DIRECTIONS FOR THIS TASK:
Work through the material below line by line and say how many lines include the word "index". Only the number, please.

AVAILABLE DATA:
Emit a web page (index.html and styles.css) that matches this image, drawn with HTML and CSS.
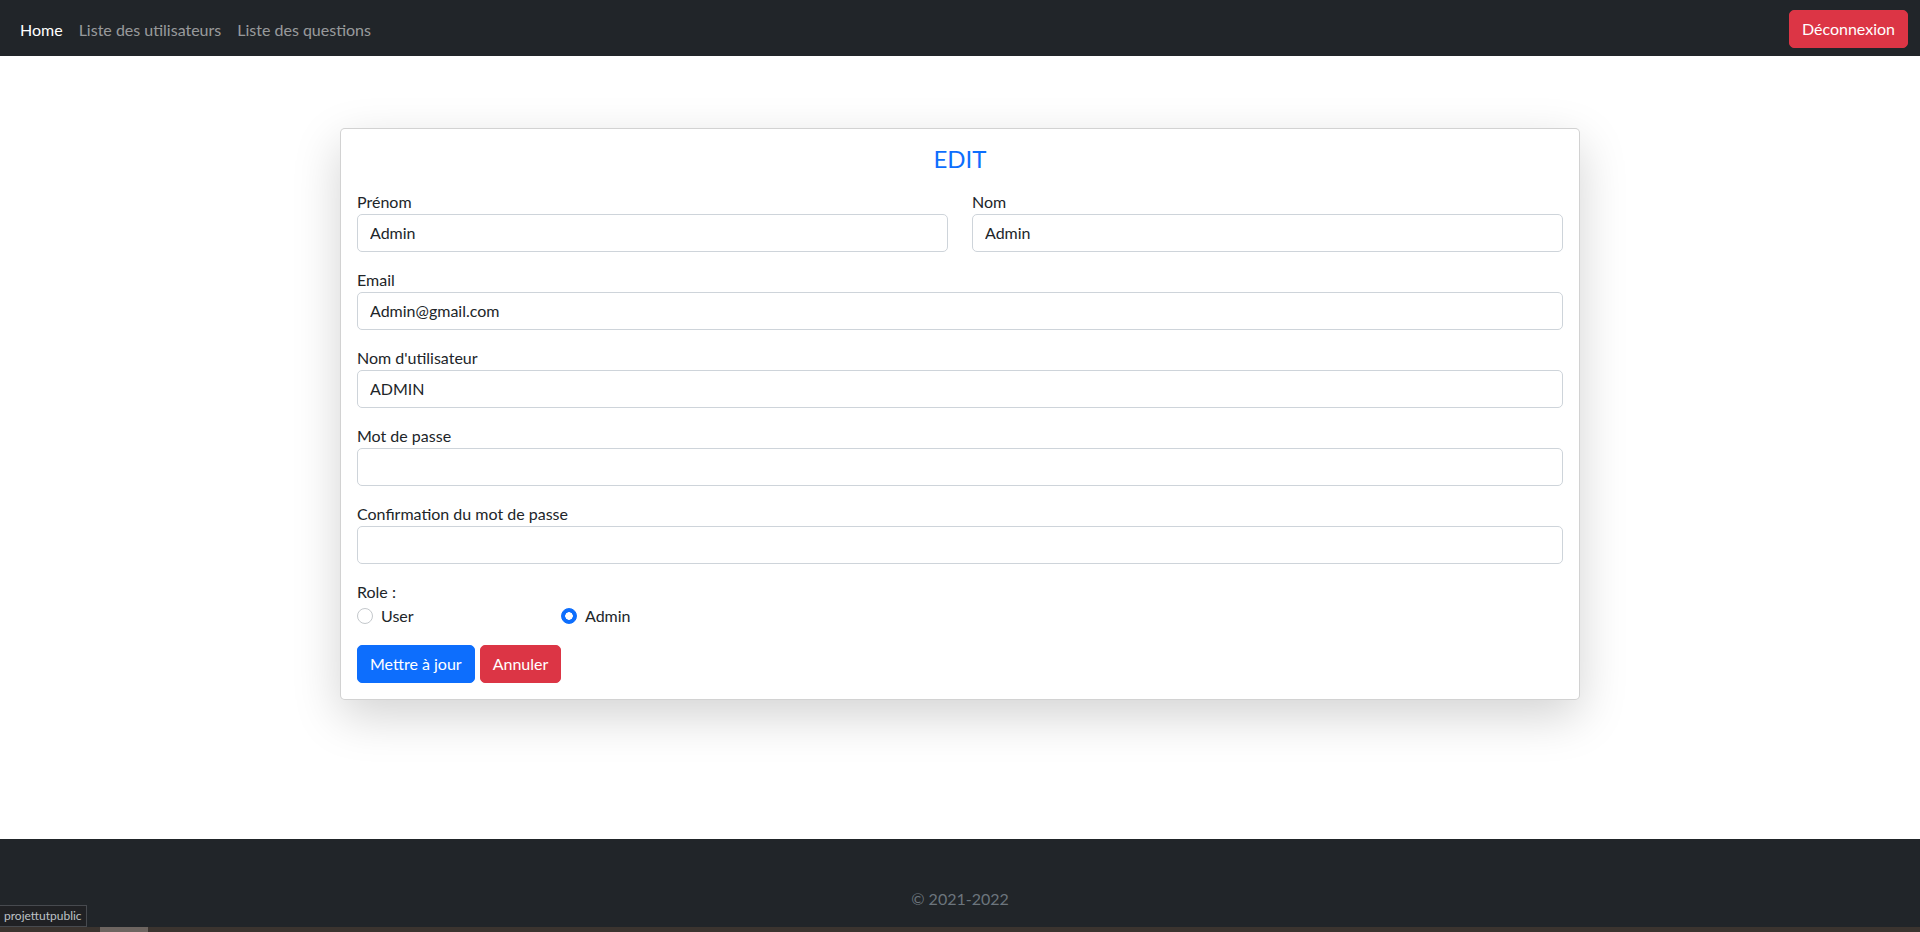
FILE: index.html
```html
<!DOCTYPE html>
<html lang="fr">
<head>
    <meta charset="UTF-8">
    <meta name="viewport" content="width=device-width, initial-scale=1.0">
    <title>Edit</title>
    <link rel="stylesheet" href="styles.css">
</head>
<body>
    <nav class="navbar">
        <ul class="nav-links">
            <li><a class="nav-link active" href="#">Home</a></li>
            <li><a class="nav-link" href="#">Liste des utilisateurs</a></li>
            <li><a class="nav-link" href="#">Liste des questions</a></li>
        </ul>
        <a class="btn btn-danger btn-logout" href="#">Déconnexion</a>
    </nav>

    <main class="main">
        <div class="card">
            <h4 class="card-title">EDIT</h4>
            <form>
                <div class="row-2">
                    <div class="field">
                        <label for="prenom">Prénom</label>
                        <input class="form-control" type="text" id="prenom" value="Admin">
                    </div>
                    <div class="field">
                        <label for="nom">Nom</label>
                        <input class="form-control" type="text" id="nom" value="Admin">
                    </div>
                </div>
                <div class="field">
                    <label for="email">Email</label>
                    <input class="form-control" type="email" id="email" value="Admin@gmail.com">
                </div>
                <div class="field">
                    <label for="username">Nom d'utilisateur</label>
                    <input class="form-control" type="text" id="username" value="ADMIN">
                </div>
                <div class="field">
                    <label for="password">Mot de passe</label>
                    <input class="form-control" type="password" id="password">
                </div>
                <div class="field">
                    <label for="confirm">Confirmation du mot de passe</label>
                    <input class="form-control" type="password" id="confirm">
                </div>

                <label class="role-label">Role :</label>
                <div class="radios">
                    <label class="form-check">
                        <input type="radio" name="role" value="user">
                        <span>User</span>
                    </label>
                    <label class="form-check">
                        <input type="radio" name="role" value="admin" checked>
                        <span>Admin</span>
                    </label>
                </div>

                <div class="actions">
                    <button type="submit" class="btn btn-primary">Mettre à jour</button>
                    <a class="btn btn-danger" href="#">Annuler</a>
                </div>
            </form>
        </div>
    </main>

    <footer class="footer">
        <p>&copy; 2021-2022</p>
    </footer>

    <div class="status-tip">projettutpublic</div>
    <div class="bottom-strip"><span class="strip-thumb"></span></div>
</body>
</html>
```

FILE: styles.css
```css
* {
    box-sizing: border-box;
}

body {
    margin: 0;
    font-family: Lato, "Noto Sans", sans-serif;
    font-size: 16px;
    line-height: 1.5;
    color: #212529;
    background: #fff;
}

/* navbar */
.navbar {
    display: flex;
    align-items: center;
    justify-content: space-between;
    height: 56px;
    padding: 8px 12px;
    background: #212529;
}

.nav-links {
    display: flex;
    margin: 0;
    padding: 0;
    list-style: none;
}

.nav-link {
    display: block;
    padding: 10px 8px 6px;
    color: rgba(255, 255, 255, 0.55);
    text-decoration: none;
}

.nav-link.active {
    color: #fff;
}

/* buttons */
.btn {
    display: inline-block;
    padding: 6px 12px;
    font-family: inherit;
    font-size: 16px;
    line-height: 1.5;
    color: #fff;
    text-decoration: none;
    border: 1px solid transparent;
    border-radius: 5px;
    cursor: pointer;
}

.btn-logout {
    margin-top: 2px;
}

.btn-danger {
    background: #dc3545;
    border-color: #dc3545;
}

.btn-primary {
    background: #0d6efd;
    border-color: #0d6efd;
}

/* card */
.main {
    min-height: 783px;
    padding-top: 72px;
}

.card {
    width: 1240px;
    margin: 0 auto;
    padding: 16px;
    background: #fff;
    border: 1px solid rgba(0, 0, 0, 0.175);
    border-radius: 5px;
    box-shadow: 0 16px 48px rgba(0, 0, 0, 0.175);
}

.card-title {
    margin: 0 0 16px;
    font-size: 24px;
    font-weight: 400;
    line-height: 1.2;
    text-align: center;
    color: #0d6efd;
}

.row-2 {
    display: grid;
    grid-template-columns: 1fr 1fr;
    gap: 24px;
}

.field {
    margin-bottom: 16px;
}

.field label,
.role-label {
    display: block;
}

.form-control {
    display: block;
    width: 100%;
    height: 38px;
    padding: 6px 12px;
    font-family: inherit;
    font-size: 16px;
    line-height: 1.5;
    color: #212529;
    background: #fff;
    border: 1px solid #ced4da;
    border-radius: 5px;
}

/* radios */
.radios {
    display: flex;
    margin-bottom: 17px;
}

.form-check {
    display: flex;
    align-items: center;
    gap: 8px;
    width: 204px;
    height: 24px;
}

.form-check input {
    appearance: none;
    width: 16px;
    height: 16px;
    margin: 0;
    border: 1px solid #c4c8cc;
    border-radius: 50%;
    background: #fff;
}

.form-check input:checked {
    border-color: #0d6efd;
    background: radial-gradient(circle, #fff 0 3.5px, #0d6efd 4px);
}

.actions {
    display: flex;
    gap: 5px;
}

/* footer */
.footer {
    padding: 48px 0;
    background: #212529;
    text-align: center;
}

.footer p {
    margin: 0;
    color: #6c757d;
}

.status-tip {
    position: fixed;
    left: 0;
    bottom: 5px;
    height: 22px;
    padding: 0 4px;
    font-size: 12px;
    line-height: 20px;
    color: #bdc1c6;
    background: #202124;
    border: 1px solid #474a4f;
    border-left: 0;
}

.bottom-strip {
    position: fixed;
    left: 0;
    right: 0;
    bottom: 0;
    height: 5px;
    background: #3b342f;
}

.strip-thumb {
    position: absolute;
    left: 100px;
    top: 0;
    width: 48px;
    height: 5px;
    background: #6d6560;
}
```
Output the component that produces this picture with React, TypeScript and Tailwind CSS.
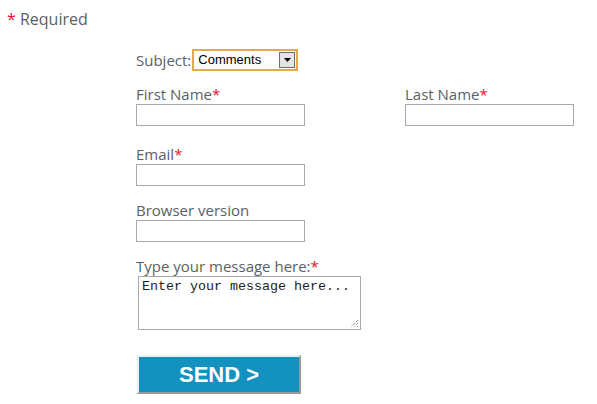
import React from "react";

const Star = () => <span className="text-[#e8112d]">*</span>;

const Input = ({ className = "" }: { className?: string }) => (
  <div className={"h-[22px] w-[169px] border border-[#a9a9a9] bg-white " + className} />
);

export default function App() {
  return (
    <div
      className="w-[597px] h-[404px] bg-white text-[#5a5f66] overflow-hidden"
      style={{ fontFamily: '"Open Sans", sans-serif' }}
    >
      <div className="pl-[7px] pt-[8px] text-[16px] leading-[22px]">
        <Star /> Required
      </div>
      <div className="ml-[136px] mt-[19px] text-[15px] leading-[20px]">
        <div className="flex items-center h-[22px]">
          <span>Subject:</span>
          <div className="ml-[1px] flex items-center h-[22px] w-[106px] border-2 border-[#e3aa4c] bg-white">
            <span
              className="flex-1 pl-[4px] text-[13px] text-black leading-[16px]"
              style={{ fontFamily: '"Liberation Sans", Arial, sans-serif' }}
            >
              Comments
            </span>
            <div className="mr-[1px] flex h-[16px] w-[16px] items-center justify-center border border-[#707070] bg-[#e4e4e4]">
              <svg width="7" height="4" viewBox="0 0 7 4">
                <path d="M0 0h7L3.5 4z" fill="#000" />
              </svg>
            </div>
          </div>
        </div>
        <div className="mt-[13px] flex">
          <div className="w-[269px]">
            <div>First Name<Star /></div>
            <Input />
          </div>
          <div>
            <div>Last Name<Star /></div>
            <Input />
          </div>
        </div>
        <div className="mt-[18px]">
          <div>Email<Star /></div>
          <Input />
        </div>
        <div className="mt-[14px]">
          <div>Browser version</div>
          <Input />
        </div>
        <div className="mt-[14px]">
          <div>Type your message here:<Star /></div>
          <div className="relative ml-[2px] h-[54px] w-[223px] border border-[#a9a9a9] bg-white">
            <div
              className="pl-[3px] pt-[2px] text-[13.33px] leading-[16px] text-[#222]"
              style={{ fontFamily: '"Liberation Mono", monospace' }}
            >
              Enter your message here...
            </div>
            <svg className="absolute right-[1px] bottom-[1px]" width="9" height="9" viewBox="0 0 9 9">
              <path d="M8 1L1 8M8 4L4 8M8 7L7 8" stroke="#666" strokeWidth="1" strokeDasharray="1 1" />
            </svg>
          </div>
        </div>
        <button
          className="mt-[25px] ml-[1px] flex h-[39px] w-[164px] items-center justify-center border-2 border-t-[#f0f0f0] border-l-[#f0f0f0] border-r-[#9a9a9a] border-b-[#9a9a9a] bg-[#1391bf] text-[22px] font-bold text-white"
          style={{ fontFamily: '"Liberation Sans", Arial, sans-serif' }}
        >
          SEND &gt;
        </button>
      </div>
    </div>
  );
}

EXERCISE RESULT:
2